Data doesn’t have to be fancy. Run weekly and monthly sell-through reports, check inventory aging, and review your top and bottom performers. Track returns, too. They’re often the canary in the coal mine that a product isn’t quite right.

If the idea of digging into your numbers makes your eyes glaze over, delegate it. But ignoring your data is like ignoring a leak under your sink because you don’t feel like dealing with a wrench.

Tighten Your Buying Process

The worst inventory leaks happen before the product ever hits your shelf. If your open-to-buy plan is basically “we’ll see what happens,” you’re begging for cash flow problems. Your buys should align with actual demand, not vendor hype or a rep’s smooth pitch.

Work with smaller, frequent orders when you can. It helps you stay flexible and adapt if something isn’t selling. Negotiate return policies or swaps with vendors when possible. Consider consignment for higher-risk categories so you aren’t carrying all the financial risk.

A disciplined buying process frees you to be creative where it matters while keeping your finances stable. It’s not about being safe or boring; it’s about protecting your ability to stay in business.

Staying Ahead Without Burning Out

Inventory management isn’t the sexiest part of retail, but it’s the backbone of staying in business. You don’t need to be a spreadsheet junkie or give up your brand’s personality to get it right. But ignoring it will cost you every time, and pretending otherwise won’t save you.

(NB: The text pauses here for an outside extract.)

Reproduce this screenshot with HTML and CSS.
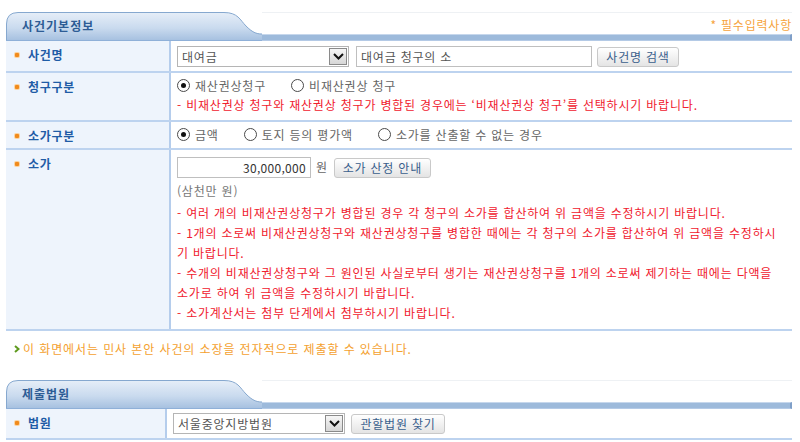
FILE: index.html
```html
<!DOCTYPE html>
<html lang="ko">
<head>
<meta charset="utf-8">
<title>사건기본정보</title>
<link rel="stylesheet" href="styles.css">
</head>
<body>
<div class="page">
  <div class="sec-head">
    <div class="tab">
      <svg class="tab-bg" width="256" height="29" viewBox="0 0 256 29">
        <defs>
          <linearGradient id="tg1" x1="0" y1="0" x2="0" y2="1">
            <stop offset="0" stop-color="#e6eef8"/>
            <stop offset="0.55" stop-color="#c9daee"/>
            <stop offset="1" stop-color="#a4bfdf"/>
          </linearGradient>
        </defs>
        <path d="M0.5,29 V12 Q0.5,0.5 12,0.5 H218 C232,0.5 234,8 240,14 C246,20 250,22 256,22 V29 Z" fill="url(#tg1)"/>
        <path d="M0.5,29 V12 Q0.5,0.5 12,0.5 H218 C232,0.5 234,8 240,14 C246,20 250,22 256,22" fill="none" stroke="#86a8cf" stroke-width="1"/>
        <rect x="0" y="28" width="256" height="1" fill="#8fb0d8"/>
      </svg>
      <span class="tab-title">사건기본정보</span>
    </div>
    <div class="head-right">
      <div class="head-top"><span class="req">* 필수입력사항</span></div>
      <div class="bar"></div>
    </div>
  </div>

  <div class="row r1">
    <div class="label"><i class="dot"></i>사건명</div>
    <div class="content c1">
      <div class="select">
        <span>대여금</span>
        <span class="arrow"><svg width="11" height="7" viewBox="0 0 11 7"><polyline points="1,1 5.5,5.5 10,1" fill="none" stroke="#111" stroke-width="2"/></svg></span>
      </div>
      <div class="input wide">대여금 청구의 소</div>
      <div class="btn b-search">사건명 검색</div>
    </div>
  </div>

  <div class="row r2">
    <div class="label"><i class="dot"></i>청구구분</div>
    <div class="content c2">
      <div class="radios">
        <span class="radio on"></span><span class="rtext">재산권상청구</span>
        <span class="radio"></span><span class="rtext">비재산권상 청구</span>
      </div>
      <p class="warn">- 비재산권상 청구와 재산권상 청구가 병합된 경우에는 ‘비재산권상 청구’를 선택하시기 바랍니다.</p>
    </div>
  </div>

  <div class="row r3">
    <div class="label"><i class="dot"></i>소가구분</div>
    <div class="content c2">
      <div class="radios">
        <span class="radio on"></span><span class="rtext">금액</span>
        <span class="radio"></span><span class="rtext">토지 등의 평가액</span>
        <span class="radio"></span><span class="rtext">소가를 산출할 수 없는 경우</span>
      </div>
    </div>
  </div>

  <div class="row r4">
    <div class="label"><i class="dot"></i>소가</div>
    <div class="content c4">
      <div class="money">
        <div class="input amount">30,000,000</div>
        <span class="won">원</span>
        <div class="btn b-guide">소가 산정 안내</div>
      </div>
      <p class="sub">(삼천만 원)</p>
      <div class="notes">
        <p class="warn">- 여러 개의 비재산권상청구가 병합된 경우 각 청구의 소가를 합산하여 위 금액을 수정하시기 바랍니다.</p>
        <p class="warn">- 1개의 소로써 비재산권상청구와 재산권상청구를 병합한 때에는 각 청구의 소가를 합산하여 위 금액을 수정하시<br>기 바랍니다.</p>
        <p class="warn">- 수개의 비재산권상청구와 그 원인된 사실로부터 생기는 재산권상청구를 1개의 소로써 제기하는 때에는 다액을<br>소가로 하여 위 금액을 수정하시기 바랍니다.</p>
        <p class="warn">- 소가계산서는 첨부 단계에서 첨부하시기 바랍니다.</p>
      </div>
    </div>
  </div>

  <p class="info"><svg class="garrow" width="6" height="8" viewBox="0 0 6 8"><polyline points="1,1 4.5,4 1,7" fill="none" stroke="#5e9a1e" stroke-width="2"/></svg>이 화면에서는 민사 본안 사건의 소장을 전자적으로 제출할 수 있습니다.</p>

  <div class="sec-head sec2">
    <div class="tab">
      <svg class="tab-bg" width="256" height="29" viewBox="0 0 256 29">
        <defs>
          <linearGradient id="tg2" x1="0" y1="0" x2="0" y2="1">
            <stop offset="0" stop-color="#e6eef8"/>
            <stop offset="0.55" stop-color="#c9daee"/>
            <stop offset="1" stop-color="#a4bfdf"/>
          </linearGradient>
        </defs>
        <path d="M0.5,29 V12 Q0.5,0.5 12,0.5 H218 C232,0.5 234,8 240,14 C246,20 250,22 256,22 V29 Z" fill="url(#tg2)"/>
        <path d="M0.5,29 V12 Q0.5,0.5 12,0.5 H218 C232,0.5 234,8 240,14 C246,20 250,22 256,22" fill="none" stroke="#86a8cf" stroke-width="1"/>
        <rect x="0" y="28" width="256" height="1" fill="#8fb0d8"/>
      </svg>
      <span class="tab-title">제출법원</span>
    </div>
    <div class="head-right">
      <div class="head-top"></div>
      <div class="bar"></div>
    </div>
  </div>

  <div class="row r5">
    <div class="label"><i class="dot"></i>법원</div>
    <div class="content c5">
      <div class="select">
        <span>서울중앙지방법원</span>
        <span class="arrow"><svg width="11" height="7" viewBox="0 0 11 7"><polyline points="1,1 5.5,5.5 10,1" fill="none" stroke="#111" stroke-width="2"/></svg></span>
      </div>
      <div class="btn b-court">관할법원 찾기</div>
    </div>
  </div>
</div>
</body>
</html>
```

FILE: styles.css
```css
* { box-sizing: border-box; }

body {
  margin: 0;
  background: #ffffff;
  font-family: "Noto Sans CJK KR", "Noto Sans", sans-serif;
  font-size: 12px;
  color: #555555;
}

p { margin: 0; }

.page {
  width: 800px;
  padding: 0 8px 0 6px;
}

/* section header */
.sec-head {
  display: flex;
  height: 41px;
}

.tab {
  flex: 0 0 256px;
  height: 29px;
  margin-top: 12px;
  position: relative;
}

.tab-bg {
  position: absolute;
  left: 0;
  top: 0;
}

.tab-title {
  position: relative;
  display: block;
  padding-left: 16px;
  line-height: 28px;
  font-weight: bold;
  color: #2d5c95;
  letter-spacing: 1px;
}

.head-right {
  flex: 1;
  display: flex;
  flex-direction: column;
}

.head-top {
  flex: 1;
  margin-top: 12px;
  border-top: 1px solid #eef1f4;
  display: flex;
  justify-content: flex-end;
  align-items: center;
  padding-top: 1px;
}

.req {
  color: #f6a33c;
  letter-spacing: 0.8px;
}

.bar {
  height: 7px;
  background: #9dbadb;
  border-top: 1px solid #c6d7ec;
  border-bottom: 1px solid #b4cae6;
  border-right: 2px solid #7f9fc8;
}

/* rows */
.row {
  display: grid;
  grid-template-columns: 165px 1fr;
  border-bottom: 2px solid #bdd3ef;
}

.label {
  background: #eef4fc;
  border-right: 2px solid #b5cdec;
  padding: 6px 0 0 9px;
  font-weight: bold;
  color: #1f5ca6;
  line-height: 16px;
  letter-spacing: 0.7px;
  display: flex;
  align-items: flex-start;
}

.dot {
  flex: none;
  width: 4px;
  height: 4px;
  margin: 6px 9px 0 0;
  background: #f08a1c;
  border-radius: 1px;
  box-shadow: 0 0 0 1px #fbd3a0;
}

.content {
  padding-left: 6px;
  letter-spacing: 0.8px;
}

.c1 {
  height: 30px;
  padding-top: 5px;
  display: flex;
  align-items: flex-start;
}

.select {
  width: 172px;
  height: 21px;
  border: 1px solid #b5b5b5;
  display: flex;
  align-items: center;
  justify-content: space-between;
  padding-left: 4px;
  color: #555;
  line-height: 19px;
}

.arrow {
  width: 18px;
  height: 17px;
  margin-right: 1px;
  border: 1px solid #8a8a8a;
  background: linear-gradient(#f6f6f6, #d6d6d6);
  display: flex;
  align-items: center;
  justify-content: center;
}

.input {
  height: 21px;
  border: 1px solid #bfbfbf;
  line-height: 19px;
  padding: 0 4px;
  color: #555;
}

.wide {
  width: 236px;
  margin-left: 7px;
}

.btn {
  height: 20px;
  margin-top: 1px;
  border: 1px solid #c9c9c9;
  border-radius: 3px;
  background: linear-gradient(#ffffff, #e4e4e4);
  color: #3a5f8c;
  text-align: center;
  line-height: 18px;
  letter-spacing: 0.8px;
}

.b-search {
  width: 82px;
  margin-left: 5px;
}

/* radios */
.c2 {
  padding-top: 2px;
  padding-bottom: 4px;
}

.r2 .c2 {
  padding-bottom: 5px;
}

.radios {
  display: flex;
  align-items: center;
  height: 20px;
}

.radio {
  flex: none;
  width: 13px;
  height: 13px;
  border: 1px solid #4a4a4a;
  border-radius: 50%;
  background: #fff;
  position: relative;
  margin-right: 5px;
}

.radio.on::after {
  content: "";
  position: absolute;
  left: 3px;
  top: 3px;
  width: 5px;
  height: 5px;
  border-radius: 50%;
  background: #111;
}

.rtext {
  color: #666;
  margin-right: 25px;
}

.warn {
  color: #f0202e;
  line-height: 20px;
  white-space: nowrap;
}

/* amount row */
.c4 {
  padding-top: 7px;
  padding-bottom: 6px;
}

.money {
  display: flex;
  align-items: flex-start;
  height: 21px;
}

.amount {
  width: 134px;
  text-align: right;
  color: #333;
  letter-spacing: 0.3px;
}

.won {
  margin-left: 5px;
  line-height: 20px;
  color: #666;
}

.b-guide {
  width: 97px;
  margin-left: 6px;
  margin-top: 1px;
}

.sub {
  margin-top: 3px;
  line-height: 20px;
  color: #777;
}

.notes {
  margin-top: 2px;
}

/* info line */
.info {
  margin-top: 8px;
  padding-left: 8px;
  line-height: 20px;
  color: #f4a12f;
  display: flex;
  align-items: center;
  letter-spacing: 0.9px;
}

.garrow {
  margin-right: 3px;
}

.sec2 {
  margin-top: 9px;
}

/* court row */
.r5 {
  grid-template-columns: 161px 1fr;
}

.c5 {
  height: 29px;
  padding-top: 4px;
  display: flex;
  align-items: flex-start;
}

.b-court {
  width: 94px;
  margin-left: 6px;
}
```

Your customers want what’s fresh, what’s relevant, and what feels right for their lives. You can’t deliver that if your cash is tied up in old inventory. Run lean, pay attention, and let your data back up your gut so you can keep your shelves stocked with what moves.

Staying Sharp

Keeping your inventory lean and healthy isn’t about gutting your store’s soul. It’s about keeping it alive, adaptable, and profitable so you can keep doing what you love without quietly bleeding cash you’ll never get back. Don’t let your inventory become a slow leak that sinks your business. Fix it now, while you still have the chance to turn those shelves into something that pays you back season after season.